There’s a wonderful variety of bad guys in Hitchcock’s America. There are psychotics and con men out there, also kleptomaniacs and traitors and thieves and sometimes just an ordinary husband who has had enough of his wife’s nagging and turns murderous. From the back of his apartment, L. B. Jefferies (James Stewart), the laid-up photographer in Rear Window, monitors the lives of the people in the apartments around their common courtyard in Greenwich Village during a hot summer. He has given nicknames to some of the neighbors, and in each case we can extrapolate an entire movie from the little we learn, as if each window in the movie represented a cinematic possibility, and the voyeur in the wheelchair with the camera is a stand-in for the film director himself. There are the newlyweds, who live mostly behind shut curtains. There is the songwriter, who plays “Mona Lisa” as if in unconscious homage to Lisa Fremont, the Grace Kelly character in the movie. Rebuffed at romance, Miss Lonelyheart is in despair and on the verge of suicide, but then she begins a hopeful new friendship with the songwriter. Miss Torso, the sexy dancer with the acrobatic body, fends off handsome suitor after suitor, reserving her warm embrace for the least prepossessing fellow, who turns up at the end, a short man with a receding hairline in a U.S. Army uniform. It is a little community in a back lot, but behind one window lives one whose existence threatens all, for Lars Thorwald (Raymond Burr) has killed his wife and chopped her into pieces that fit in valises. There’s a wail in the middle of the movie when one of the neighbors discovers that her pet dog has been strangled. Behind that wail is an accusation—one of you did this—that is also a challenge to the community. So it turns out to be fortunate, after all, that the film director is a snoop. Jefferies proves that “we’ve become a race of peeping Toms,” but his paranoia is justified; his peeping leads to the apprehension of the guilty one, who must be expelled for the community to continue. This is a miniature of the logic of the generic detective story, with the twist that the rear window of the title is unmistakably a movie screen in metaphor, and we the spectators are implicated in Jefferies’s voyeurism.

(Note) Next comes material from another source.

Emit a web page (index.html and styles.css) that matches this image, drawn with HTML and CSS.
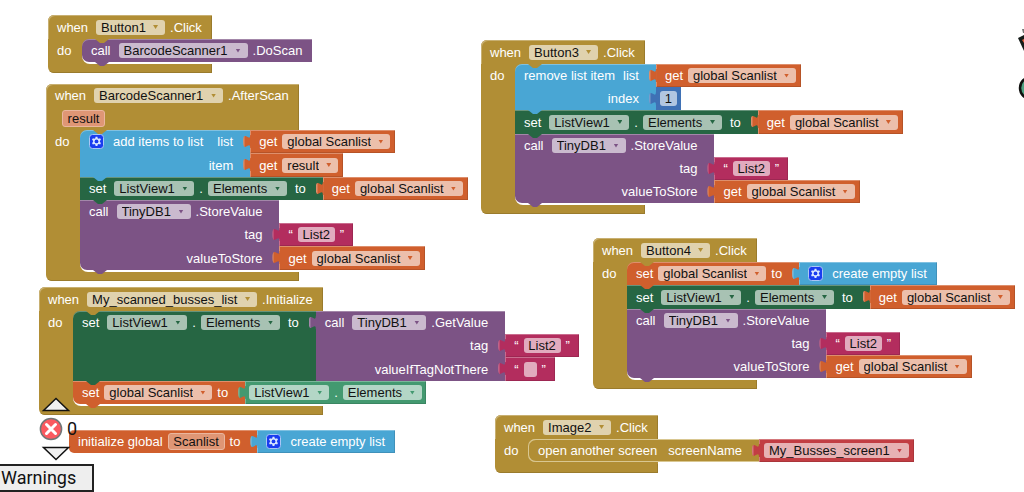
FILE: index.html
```html
<!DOCTYPE html>
<html lang="en">
<head>
<meta charset="utf-8">
<title>Blocks workspace</title>
<link rel="stylesheet" href="styles.css">
</head>
<body>
<svg class="defs" aria-hidden="true">
  <symbol id="gear" viewBox="0 0 15 15">
    <rect x=".5" y=".5" width="14" height="14" rx="3" fill="#1a3df0" stroke="#a9c6f5"/>
    <path d="M6.6 2.8h1.8l.3 1.4 1 .5 1.4-.5.9 1.6-1.1 1v1.2l1.1 1-.9 1.6-1.4-.5-1 .5-.3 1.4H6.6l-.3-1.4-1-.5-1.4.5-.9-1.6 1.1-1V6.8L3 5.800l.9-1.600 1.400.5 1-.5z" fill="#dbe8ff"/>
    <circle cx="7.5" cy="7.400" r="1.900" fill="#1a3df0"/>
  </symbol>
</svg>
<main class="workspace">

  <section class="event at-button1">
    <div class="head"><div class="line"><span>when</span><span class="dd wide"><select aria-label="Component"><option>Button1</option></select></span><span>.Click</span></div></div>
    <div class="body"><span class="do">do</span>
      <div class="slot">
        <div class="stmt purple"><div class="cell end"><span>call</span><span class="dd wide"><select aria-label="Component"><option>BarcodeScanner1</option></select></span><span>.DoScan</span></div></div>
      </div>
    </div>
    <div class="foot"></div>
  </section>

  <section class="event at-scanner">
    <div class="head with-params"><div class="line"><span>when</span><span class="dd wide"><select aria-label="Component"><option>BarcodeScanner1</option></select></span><span>.AfterScan</span></div>
      <div class="params"><input class="name w-result" aria-label="Parameter" value="result"></div></div>
    <div class="body"><span class="do">do</span>
      <div class="slot">
        <div class="stmt blue tall">
          <div class="cell"><button class="gear" aria-label="Edit inputs"><svg><use href="#gear"/></svg></button><span class="after-gear">add items to list</span><span class="input-label">list</span></div>
          <div class="value orange"><span>get</span><span class="dd"><select aria-label="Variable"><option>global Scanlist</option></select></span></div>
          <div class="cell">item</div>
          <div class="value orange"><span>get</span><span class="dd"><select aria-label="Variable"><option>result</option></select></span></div>
        </div>
        <div class="stmt green">
          <div class="cell"><span>set</span><span class="dd wide"><select aria-label="Component"><option>ListView1</option></select></span><span>.</span><span class="dd"><select aria-label="Property"><option>Elements</option></select></span><span class="to">to</span></div>
          <div class="value orange"><span>get</span><span class="dd"><select aria-label="Variable"><option>global Scanlist</option></select></span></div>
        </div>
        <div class="stmt purple tall">
          <div class="cell"><span>call</span><span class="dd wide"><select aria-label="Component"><option>TinyDB1</option></select></span><span>.StoreValue</span></div>
          <div></div>
          <div class="cell">tag</div>
          <div class="value pink"><span>“</span><input class="w-list" aria-label="Text" value="List2"><span>”</span></div>
          <div class="cell">valueToStore</div>
          <div class="value orange"><span>get</span><span class="dd"><select aria-label="Variable"><option>global Scanlist</option></select></span></div>
        </div>
      </div>
    </div>
    <div class="foot"></div>
  </section>

  <section class="event at-screen">
    <div class="head"><div class="line"><span>when</span><span class="dd wide"><select aria-label="Component"><option>My_scanned_busses_list</option></select></span><span>.Initialize</span></div></div>
    <div class="body"><span class="do">do</span>
      <div class="slot">
        <div class="stmt green">
          <div class="cell"><span>set</span><span class="dd wide"><select aria-label="Component"><option>ListView1</option></select></span><span>.</span><span class="dd"><select aria-label="Property"><option>Elements</option></select></span><span class="to">to</span></div>
          <div class="value call purple">
            <div class="stmt nested tall">
              <div class="cell"><span>call</span><span class="dd wide"><select aria-label="Component"><option>TinyDB1</option></select></span><span>.GetValue</span></div>
              <div></div>
              <div class="cell">tag</div>
              <div class="value pink"><span>“</span><input class="w-list" aria-label="Text" value="List2"><span>”</span></div>
              <div class="cell">valueIfTagNotThere</div>
              <div class="value pink"><span>“</span><input class="w-empty" aria-label="Text" value=""><span>”</span></div>
            </div>
          </div>
        </div>
        <div class="stmt orange">
          <div class="cell"><span>set</span><span class="dd"><select aria-label="Variable"><option>global Scanlist</option></select></span><span>to</span></div>
          <div class="value mint"><span class="dd"><select aria-label="Component"><option>ListView1</option></select></span><span>.</span><span class="dd"><select aria-label="Property"><option>Elements</option></select></span></div>
        </div>
      </div>
    </div>
    <div class="foot"></div>
  </section>

  <section class="global at-global">
    <div class="stmt orange lone">
      <div class="cell"><span>initialize global</span><input class="name w-scanlist" aria-label="Variable name" value="Scanlist"><span>to</span></div>
      <div class="value blue"><button class="gear" aria-label="Edit inputs"><svg><use href="#gear"/></svg></button><span class="after-gear">create empty list</span></div>
    </div>
  </section>

  <section class="event at-button3">
    <div class="head"><div class="line"><span>when</span><span class="dd wide"><select aria-label="Component"><option>Button3</option></select></span><span>.Click</span></div></div>
    <div class="body"><span class="do">do</span>
      <div class="slot">
        <div class="stmt blue">
          <div class="cell"><span>remove list item</span><span class="to">list</span></div>
          <div class="value orange"><span>get</span><span class="dd"><select aria-label="Variable"><option>global Scanlist</option></select></span></div>
          <div class="cell">index</div>
          <div class="value math"><input class="w-digit" aria-label="Number" value="1"></div>
        </div>
        <div class="stmt green tall">
          <div class="cell"><span>set</span><span class="dd wide"><select aria-label="Component"><option>ListView1</option></select></span><span>.</span><span class="dd"><select aria-label="Property"><option>Elements</option></select></span><span class="to">to</span></div>
          <div class="value orange"><span>get</span><span class="dd"><select aria-label="Variable"><option>global Scanlist</option></select></span></div>
        </div>
        <div class="stmt purple">
          <div class="cell"><span>call</span><span class="dd wide"><select aria-label="Component"><option>TinyDB1</option></select></span><span>.StoreValue</span></div>
          <div></div>
          <div class="cell">tag</div>
          <div class="value pink"><span>“</span><input class="w-list" aria-label="Text" value="List2"><span>”</span></div>
          <div class="cell">valueToStore</div>
          <div class="value orange"><span>get</span><span class="dd"><select aria-label="Variable"><option>global Scanlist</option></select></span></div>
        </div>
      </div>
    </div>
    <div class="foot"></div>
  </section>

  <section class="event at-button4">
    <div class="head"><div class="line"><span>when</span><span class="dd wide"><select aria-label="Component"><option>Button4</option></select></span><span>.Click</span></div></div>
    <div class="body"><span class="do">do</span>
      <div class="slot">
        <div class="stmt orange">
          <div class="cell"><span>set</span><span class="dd"><select aria-label="Variable"><option>global Scanlist</option></select></span><span>to</span></div>
          <div class="value blue"><button class="gear" aria-label="Edit inputs"><svg><use href="#gear"/></svg></button><span class="after-gear">create empty list</span></div>
        </div>
        <div class="stmt green tall">
          <div class="cell"><span>set</span><span class="dd wide"><select aria-label="Component"><option>ListView1</option></select></span><span>.</span><span class="dd"><select aria-label="Property"><option>Elements</option></select></span><span class="to">to</span></div>
          <div class="value orange"><span>get</span><span class="dd"><select aria-label="Variable"><option>global Scanlist</option></select></span></div>
        </div>
        <div class="stmt purple">
          <div class="cell"><span>call</span><span class="dd wide"><select aria-label="Component"><option>TinyDB1</option></select></span><span>.StoreValue</span></div>
          <div></div>
          <div class="cell">tag</div>
          <div class="value pink"><span>“</span><input class="w-list" aria-label="Text" value="List2"><span>”</span></div>
          <div class="cell">valueToStore</div>
          <div class="value orange"><span>get</span><span class="dd"><select aria-label="Variable"><option>global Scanlist</option></select></span></div>
        </div>
      </div>
    </div>
    <div class="foot"></div>
  </section>

  <section class="event at-image2">
    <div class="head"><div class="line"><span>when</span><span class="dd wide"><select aria-label="Component"><option>Image2</option></select></span><span>.Click</span></div></div>
    <div class="body"><span class="do">do</span>
      <div class="slot">
        <div class="stmt gold">
          <div class="cell"><span>open another screen</span><span class="screen-label">screenName</span></div>
          <div class="value red"><span class="dd"><select aria-label="Screen"><option>My_Busses_screen1</option></select></span></div>
        </div>
      </div>
    </div>
    <div class="foot"></div>
  </section>

  <aside class="warnings">
    <div class="status">
      <button class="icon" aria-label="Previous"><svg width="30" height="16" viewBox="0 0 30 16"><path d="M2.500 14.500 15 2.500l12.500 12z" fill="#f0f0f0" stroke="#111" stroke-width="1.500"/></svg></button>
      <div class="count"><svg width="24" height="24" viewBox="0 0 24 24"><circle cx="12" cy="12" r="10.600" fill="#fa5a60" stroke="#6f7777" stroke-width="1.500"/><path d="M7.500 7.500l9 9m0-9l-9 9" stroke="#fff" stroke-width="3" stroke-linecap="round"/></svg><span>0</span></div>
      <button class="icon" aria-label="Next"><svg width="30" height="16" viewBox="0 0 30 16"><path d="M2.500 1.500h25L15 13.500z" fill="#f0f0f0" stroke="#111" stroke-width="1.500"/></svg></button>
    </div>
    <button class="toggle">Warnings</button>
  </aside>

  <svg class="edge" width="6" height="72" viewBox="0 0 6 72" aria-hidden="true">
    <path d="M4 0h2v4H5z" fill="#777"/>
    <path d="M0 9l6-3v16z" fill="#151c1a"/>
    <path d="M4 11l2-1v4z" fill="#e2603c"/>
    <circle cx="13" cy="59" r="11" fill="#4fa383" stroke="#10100f" stroke-width="2.500"/>
  </svg>
</main>
</body>
</html>
```
FILE: styles.css
```css
* { box-sizing: border-box; }

body {
  margin: 0;
  background: #fff;
  overflow: hidden;
  font: 13px/15px "Liberation Sans", Arial, sans-serif;
  color: #fff;
}

.defs { position: absolute; width: 0; height: 0; }

.workspace { position: relative; min-height: 100vh; }

/* Blocks sit freely on the canvas */
.event, .global { position: absolute; white-space: nowrap; }
.at-button1 { left: 48px; top: 15px; }
.at-scanner { left: 46px; top: 84px; }
.at-screen { left: 39px; top: 287px; }
.at-global { left: 69px; top: 430px; }
.at-button3 { left: 481px; top: 40px; }
.at-button4 { left: 593px; top: 238px; }
.at-image2 { left: 495px; top: 415px; }

.gold { --c: #b18e35; }
.purple { --c: #7c5385; }
.blue { --c: #49a6d4; }
.green { --c: #266643; }
.orange { --c: #d05f2d; }
.pink { --c: #b32d5e; }
.math { --c: #3f71b5; }
.mint { --c: #439970; }
.red { --c: #c23d43; }

/* Event block */
.event { --c: #b18e35; display: grid; }
.head {
  padding: 0 10px 0 9px;
  background: var(--c);
  border-radius: 6px 0 0 0;
  box-shadow: inset 1px 1px 0 #c8b072, inset -1px 0 0 #9a7b2c;
}
.line { display: flex; align-items: center; height: 24px; gap: 5px; }
.with-params .line { height: 23px; }
.params { display: flex; align-items: center; height: 23px; padding-left: 7px; }
.body {
  display: flex;
  width: 0;
  min-width: 100%;
  background: linear-gradient(var(--c), var(--c)) no-repeat 0 0 / 44px 100%;
}
.do { flex: none; width: 34px; padding: 4px 0 0 9px; }
.slot {
  flex: none;
  min-width: calc(100% - 34px);
  padding-bottom: 2px;
  background: linear-gradient(#fff, #fff) no-repeat 0 100% / 100% 12px;
  border-radius: 0 0 0 8px;
}
.foot {
  height: 9px;
  background: var(--c);
  border-radius: 0 0 0 6px;
  box-shadow: inset -1px -1px 0 #9a7b2c;
}

/* Statement: label column plus attached values */
.stmt {
  position: relative;
  display: grid;
  grid-template-columns: max-content max-content;
  width: max-content;
}
.cell {
  display: flex;
  justify-content: flex-end;
  align-items: center;
  align-self: stretch;
  gap: 5px;
  min-height: 23px;
  padding: 0 17px 0 9px;
  background: var(--c);
}
.stmt.tall > :nth-last-child(-n+2) { min-height: 24px; }
.cell.end { padding-right: 10px; }
.cell:first-child {
  justify-content: flex-start;
  box-shadow: inset 0 1px 0 rgba(255, 255, 255, .3);
}
.slot > .stmt:first-child > .cell:first-child { border-top-left-radius: 7px; }
.slot > .stmt:last-child > .cell:nth-last-child(-n+2) { border-bottom-left-radius: 7px; }
.cell:has(+ .call) { align-items: flex-start; padding-top: 4px; }

/* Connector tabs */
.slot > .stmt::after, .slot > .stmt:first-child::before {
  content: "";
  position: absolute;
  z-index: 1;
  left: 13px;
  top: 100%;
  width: 14px;
  height: 4px;
  background: var(--c);
  clip-path: polygon(0 0, 100% 0, 9px 100%, 5px 100%);
}
.slot > .stmt:first-child::before { top: 0; background: #b18e35; }

.value {
  position: relative;
  display: flex;
  align-items: center;
  gap: 5px;
  justify-self: start;
  min-height: 23px;
  padding: 0 5px 0 9px;
  background: var(--c);
  box-shadow: inset 1px 1px 0 rgba(255, 255, 255, .3), inset -1px -1px 0 rgba(0, 0, 0, .12);
}
.value::before {
  content: "";
  position: absolute;
  left: -7px;
  top: 5px;
  width: 8px;
  height: 13px;
  background: linear-gradient(90deg, rgba(255, 255, 255, .3) 1px, transparent 2px) var(--c);
  clip-path: path("M8 0H7C7 8 0 -6 0 6.500S7 5 7 13H8Z");
}
.value.blue { padding-right: 10px; }
.value.pink { padding-right: 9px; }
.value.math, .value.mint { padding-left: 4px; padding-right: 4px; }
.value.red { padding-left: 5px; }
.value.call { display: block; padding: 0; background: none; box-shadow: none; }
.value.math { box-shadow: none; }

.lone .cell { border-radius: 5px 0 0 5px; }
.gold > .cell {
  border: 1px solid #d9c791;
  border-width: 1px 0;
  box-shadow: -1px 0 0 #d9c791;
}
.slot > .gold:first-child::before { top: 1px; }
.slot > .gold:first-child { filter: none; }
.slot > .gold::after {
  top: 0;
  height: 5px;
  z-index: 0;
  background: #d9c791;
}
.slot:has(> .gold) { background: none; }
.body:has(.gold) { background: var(--c); }

/* Fields */
.dd { position: relative; display: flex; align-items: center; }
.wide { margin-left: 3px; }
.to { margin-left: 3px; }
.screen-label { margin-left: 6px; }
.input-label { margin-left: 9px; }
select, input {
  height: 15px;
  margin: 0;
  padding: 0 5px;
  border: 0;
  border-radius: 3px;
  outline: 0;
  background: rgba(255, 255, 255, .6);
  color: #111;
  font: inherit;
}
select { appearance: none; padding-right: 19px; }
.dd::after {
  content: "";
  position: absolute;
  right: 7px;
  width: 5px;
  height: 4px;
  background: var(--c);
  clip-path: polygon(0 0, 100% 0, 50% 100%);
  pointer-events: none;
}
input { padding: 0; text-align: center; }
.name {
  height: 17px;
  background: #df9675;
  border: 1px solid #eab69e;
}
.w-list { width: 37px; }
.w-empty { width: 13px; }
.w-digit { width: 17px; }
.w-result { width: 43px; }
.w-scanlist { width: 57px; }

button { border: 0; margin: 0; padding: 0; background: none; font: inherit; color: inherit; }
.gear, .gear svg { display: block; width: 15px; height: 15px; }
.after-gear { margin-left: 4px; }

/* Warning indicator */
.warnings {
  position: absolute;
  left: 0;
  bottom: 0;
  font: 18px/24px Roboto, sans-serif;
  color: #111;
}
.status { padding-left: 39px; }
.icon { display: block; width: 34px; height: 16px; padding: 0 2px; }
.icon svg, .count svg { display: block; }
.count { display: flex; align-items: center; gap: 4px; height: 34px; }
.toggle {
  display: block;
  width: 94px;
  height: 28px;
  margin-top: 2px;
  padding: 0 0 0 1px;
  border: solid #222;
  border-width: 2px 2px 2px 0;
  background: #eee;
  text-align: left;
}

.edge { position: absolute; right: 0; top: 29px; }
```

When a criminal design is put into effect, it takes on a velocity of its own, like the out-of-control merry-go-round in the amusement park where the villain meets his end in Strangers on a Train. It was in the park’s tunnel of love that the out-of-control Bruno Anthony earlier approaches Miriam, Guy Haines’s unfaithful wife, and strangles her to death. An amusement park is a made-to-order Hitchcock setting, a place dedicated to wholesome fun, with songs like “Ain’t She Sweet” and “Oh, You Beautiful Doll” playing in the background when the violence occurs. In Hitchcock’s America, men and women are surprisingly vulnerable—to lunatics of various stripes, criminals ingenious and banal, and even flocks of birds.